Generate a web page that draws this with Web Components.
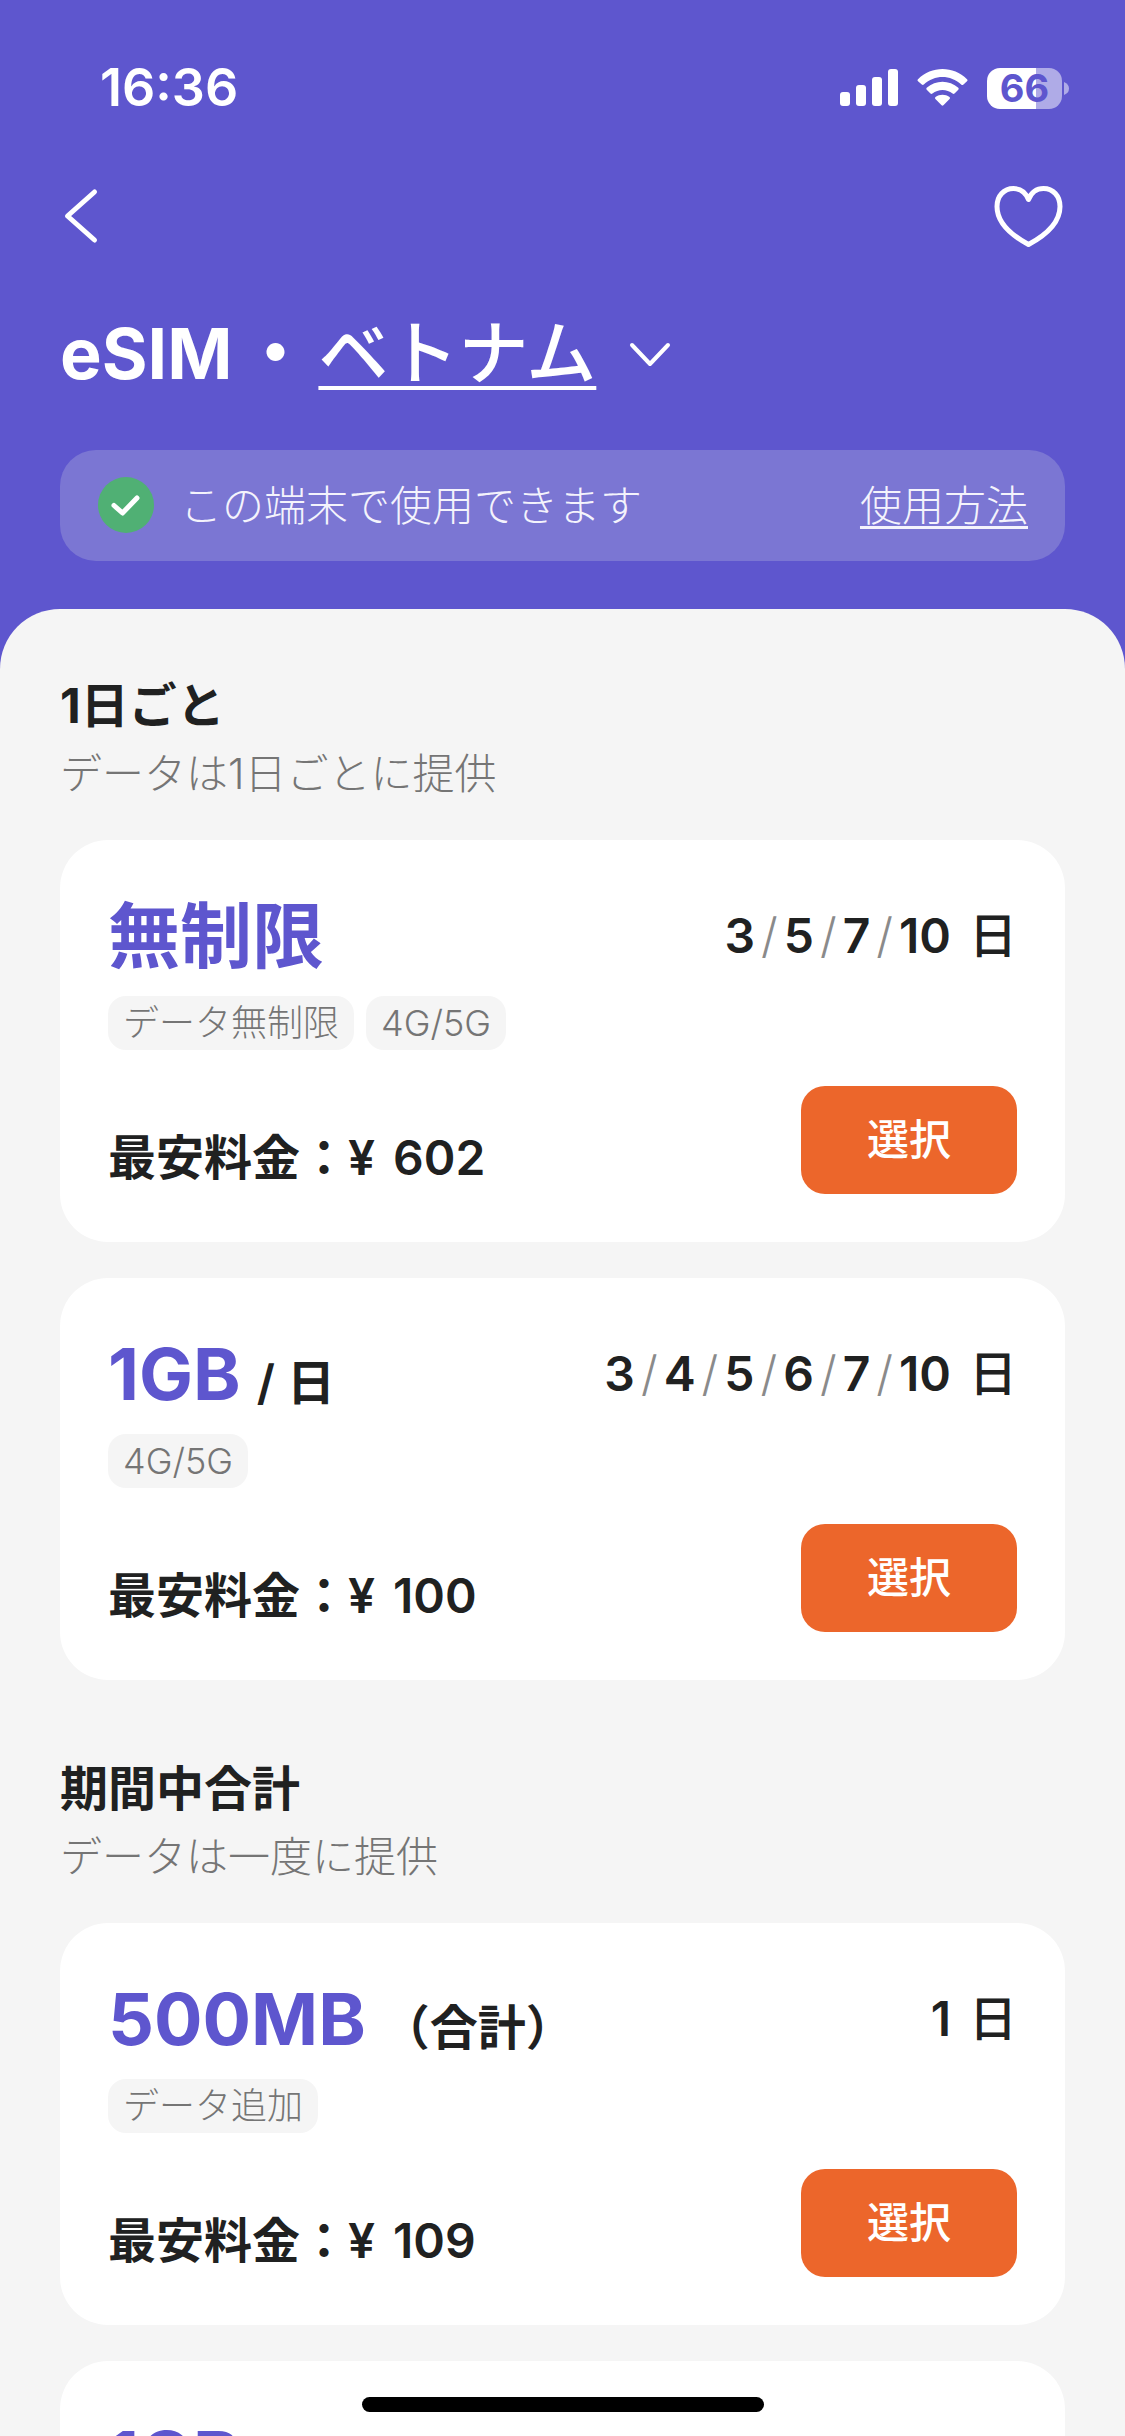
<!DOCTYPE html>
<html lang="ja">
<head>
<meta charset="utf-8">
<meta name="viewport" content="width=device-width, initial-scale=1">
<title>eSIM・ベトナム</title>
<style>
  :root {
    --brand: #5e56ce;
    --accent: #ec662b;
    --ink: #202121;
    --muted: #757575;
    --surface: #f5f5f5;
    --gutter: 60px;
  }
  body {
    margin: 0;
    font-family: Inter, "Noto Sans CJK JP", sans-serif;
    color: var(--ink);
    background: var(--brand);
  }
</style>
</head>
<body>
<esim-app>
  <status-bar slot="header" time="16:36" battery="66"></status-bar>
  <nav-bar slot="header"></nav-bar>
  <page-title slot="header" product="eSIM">ベトナム</page-title>
  <device-notice slot="header">この端末で使用できます<span slot="action">使用方法</span></device-notice>

  <plan-section>
    <span slot="heading">1日ごと</span>
    <span slot="note">データは1日ごとに提供</span>
    <plan-card days="3,5,7,10" price="602">無制限<plan-tag slot="tag">データ無制限</plan-tag><plan-tag slot="tag">4G/5G</plan-tag></plan-card>
    <plan-card days="3,4,5,6,7,10" price="100">1GB<span slot="unit">/ 日</span><plan-tag slot="tag">4G/5G</plan-tag></plan-card>
  </plan-section>
  <plan-section>
    <span slot="heading">期間中合計</span>
    <span slot="note">データは一度に提供</span>
    <plan-card days="1" price="109">500MB<span slot="unit">（合計）</span><plan-tag slot="tag">データ追加</plan-tag></plan-card>
    <plan-card>1GB</plan-card>
  </plan-section>
</esim-app>

<script>
  const define = (name, render) => customElements.define(name, class extends HTMLElement {
    constructor() {
      super();
      this.attachShadow({ mode: 'open' });
    }
    connectedCallback() {
      this.shadowRoot.innerHTML = render(this);
    }
  });

  define('esim-app', () => `
    <style>
      :host { display: flex; flex-direction: column; height: 100vh; overflow: hidden; position: relative; background: var(--brand); }
      header { flex: none; padding-bottom: 48px; color: #fff; }
      main { flex: 1; min-height: 0; overflow: hidden; box-sizing: border-box; display: flex; flex-direction: column; gap: 79px;
             padding: 67px var(--gutter) 0; border-radius: 60px 60px 0 0; background: var(--surface); }
      .home { position: absolute; left: 50%; bottom: 24px; width: 402px; height: 15px; margin-left: -201px; border-radius: 8px; background: #000; }
    </style>
    <header><slot name="header"></slot></header>
    <main><slot></slot></main>
    <div class="home"></div>`);

  define('status-bar', (el) => `
    <style>
      :host { display: flex; align-items: center; justify-content: space-between; height: 124px; padding: 26px 56px 0 100px; }
      time { font-size: 52px; line-height: 60px; font-weight: 600; }
      .icons { display: flex; align-items: center; gap: 19px; }
      .battery { display: flex; align-items: center; gap: 2px; }
      .level { width: 75px; height: 41px; border-radius: 13px; text-align: center; font-size: 38px; line-height: 41px; font-weight: 700;
               color: var(--brand); background: linear-gradient(90deg, #fff 66%, #afabe7 66%); }
      svg { display: block; }
    </style>
    <time>${el.getAttribute('time')}</time>
    <div class="icons">
      <svg width="58" height="38" viewBox="0 0 58 38" fill="#fff">
        <rect x="0" y="23" width="10" height="14" rx="3"/><rect x="16" y="16" width="10" height="21" rx="3"/>
        <rect x="32" y="8" width="10" height="29" rx="3"/><rect x="48" y="0" width="10" height="37" rx="3"/>
      </svg>
      <svg width="51" height="38" viewBox="0 0 51 38" fill="#fff">
        <path d="M1 10.2C14.500-3.400 36.500-3.400 50 10.200Q51 11.200 50 12.200L46.200 15.800Q45.200 16.500 44.200 15.600C33.500 5.600 17.500 5.600 6.800 15.600Q5.800 16.500 4.800 15.600L1 12.200Q0 11.200 1 10.200Z"/>
        <path d="M9.700 18.800C18.600 10.800 32.400 10.800 41.300 18.800Q42.200 19.700 41.300 20.700L37.500 24.600Q36.600 25.400 35.600 24.600C29.800 19.700 21.200 19.700 15.400 24.600Q14.400 25.400 13.500 24.600L9.700 20.700Q8.800 19.700 9.700 18.800Z"/>
        <path d="M18.500 28C22.600 25.100 28.400 25.100 32.500 28Q33.600 29 32.600 30L26.400 36.300Q25.500 37.200 24.600 36.300L18.400 30Q17.400 29 18.500 28Z"/>
      </svg>
      <div class="battery">
        <div class="level">${el.getAttribute('battery')}</div>
        <svg width="5" height="13" viewBox="0 0 5 13"><path d="M0 0Q5 2 5 6.500T0 13Z" fill="#afabe7"/></svg>
      </div>
    </div>`);

  define('nav-bar', () => `
    <style>
      :host { display: flex; align-items: center; justify-content: space-between; height: 132px; padding: 0 var(--gutter); }
      button { display: block; margin: 0; padding: 0; border: 0; background: none; color: inherit; }
      svg { display: block; fill: none; stroke: currentColor; stroke-linecap: round; stroke-linejoin: round; }
    </style>
    <button type="button" aria-label="戻る">
      <svg width="42" height="56" viewBox="0 0 42 56" stroke-width="5"><path d="M34.500 4L7.500 28L34.500 52"/></svg>
    </button>
    <button type="button" aria-label="お気に入り">
      <svg width="71" height="64" viewBox="0 0 71 64" stroke-width="5">
        <path d="M34.500 15.500C31.500 8 25.500 4.500 19.500 4.500C10 4.500 3 12 3 22.500C3 38 15 50 34.500 60.500C54 50 66 38 66 22.500C66 12 59 4.500 49.500 4.500C43.500 4.500 37.500 8 34.500 15.500Z"/>
      </svg>
    </button>`);

  define('page-title', (el) => `
    <style>
      :host { display: block; padding: 24px var(--gutter) 48px; }
      h1 { display: flex; align-items: center; gap: 8px; margin: 0; font-size: 70px; line-height: 96px; font-weight: 700; }
      button { display: flex; align-items: center; gap: 32px; margin: 0; padding: 0; border: 0; background: none; color: inherit; font: inherit; font-weight: 500; }
      .country { text-decoration: underline 4px; text-underline-offset: 7px; text-decoration-skip-ink: none; }
      svg { display: block; fill: none; stroke: currentColor; stroke-width: 4; stroke-linecap: round; stroke-linejoin: round; }
    </style>
    <h1><span>${el.getAttribute('product')}</span><span>・</span><button type="button" aria-haspopup="listbox"><span class="country"><slot></slot></span>
      <svg width="44" height="28" viewBox="0 0 44 28"><path d="M4 5L22 24L40 5"/></svg></button></h1>`);

  define('device-notice', () => `
    <style>
      :host { display: flex; align-items: center; gap: 25px; height: 111px; margin: 0 var(--gutter); padding: 0 37px; border-radius: 36px;
              background: #7b76d3; color: #f4f3fc; font-size: 42px; line-height: 60px; font-weight: 300; }
      svg { flex: none; display: block; }
      p { flex: 1; margin: 0; }
      a { color: inherit; text-decoration: underline 3px; text-underline-offset: 5px; text-decoration-skip-ink: none; }
    </style>
    <svg width="58" height="58" viewBox="0 0 58 58"><circle cx="29" cy="28" r="28" fill="#50b074"/>
      <path d="M17 28.500L25.500 36L40 21" fill="none" stroke="#fff" stroke-width="5" stroke-linecap="round" stroke-linejoin="round"/></svg>
    <p><slot></slot></p>
    <a href="#usage"><slot name="action"></slot></a>`);

  define('plan-section', () => `
    <style>
      :host { display: block; flex: none; }
      h2 { margin: 0; font-size: 48px; line-height: 60px; font-weight: 700; }
      p { margin: 8px 0 36px; font-size: 42px; line-height: 60px; font-weight: 300; color: var(--muted); }
      .cards { display: flex; flex-direction: column; gap: 36px; }
    </style>
    <h2><slot name="heading"></slot></h2>
    <p><slot name="note"></slot></p>
    <div class="cards"><slot></slot></div>`);

  define('plan-tag', () => `
    <style>
      :host { display: block; padding: 0 15px; border-radius: 18px; background: var(--surface); color: var(--muted);
              font-size: 36px; line-height: 54px; font-weight: 300; }
    </style><slot></slot>`);

  define('plan-card', (el) => {
    const days = el.getAttribute('days');
    const price = el.getAttribute('price');
    return `
    <style>
      :host { display: flex; flex-direction: column; padding: 48px; border-radius: 48px; background: #fff; }
      .top, .bottom { display: flex; justify-content: space-between; }
      .top { align-items: center; }
      .bottom { align-items: flex-end; margin-top: 36px; }
      h3 { display: flex; align-items: baseline; gap: 16px; margin: 0; font-size: 72px; line-height: 96px; font-weight: 700; color: var(--brand); }
      .unit, .days, .price { font-size: 48px; line-height: 60px; font-weight: 600; color: var(--ink); }
      .days, .price { display: flex; margin: 0; }
      .days { gap: 6px; }
      .days i { font-style: normal; font-weight: 300; color: #8a8a8a; }
      .days b { font-weight: 500; margin-left: 12px; }
      .tags { display: flex; gap: 12px; height: 54px; margin-top: 12px; }
      .price { gap: 18px; padding-bottom: 6px; }
      button { width: 216px; height: 108px; margin: 0; padding: 0; border: 0; border-radius: 24px; background: var(--accent); color: #fff;
               font: inherit; font-size: 42px; line-height: 60px; font-weight: 500; }
    </style>
    <div class="top">
      <h3><span><slot></slot></span><span class="unit"><slot name="unit"></slot></span></h3>
      ${days ? `<p class="days">${days.split(',').map((d) => `<span>${d}</span>`).join('<i>/</i>')}<b>日</b></p>` : ''}
    </div>
    <div class="tags"><slot name="tag"></slot></div>
    ${price ? `<div class="bottom"><p class="price"><span>最安料金：¥</span><span>${price}</span></p><button type="button">選択</button></div>` : ''}`;
  });
</script>
</body>
</html>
++++
→ What the exercise asks: Copy out every line that includes the word "page".

→ Solution for this exercise:
Generate a web page that draws this with Web Components.
  <page-title slot="header" product="eSIM">ベトナム</page-title>
  define('page-title', (el) => `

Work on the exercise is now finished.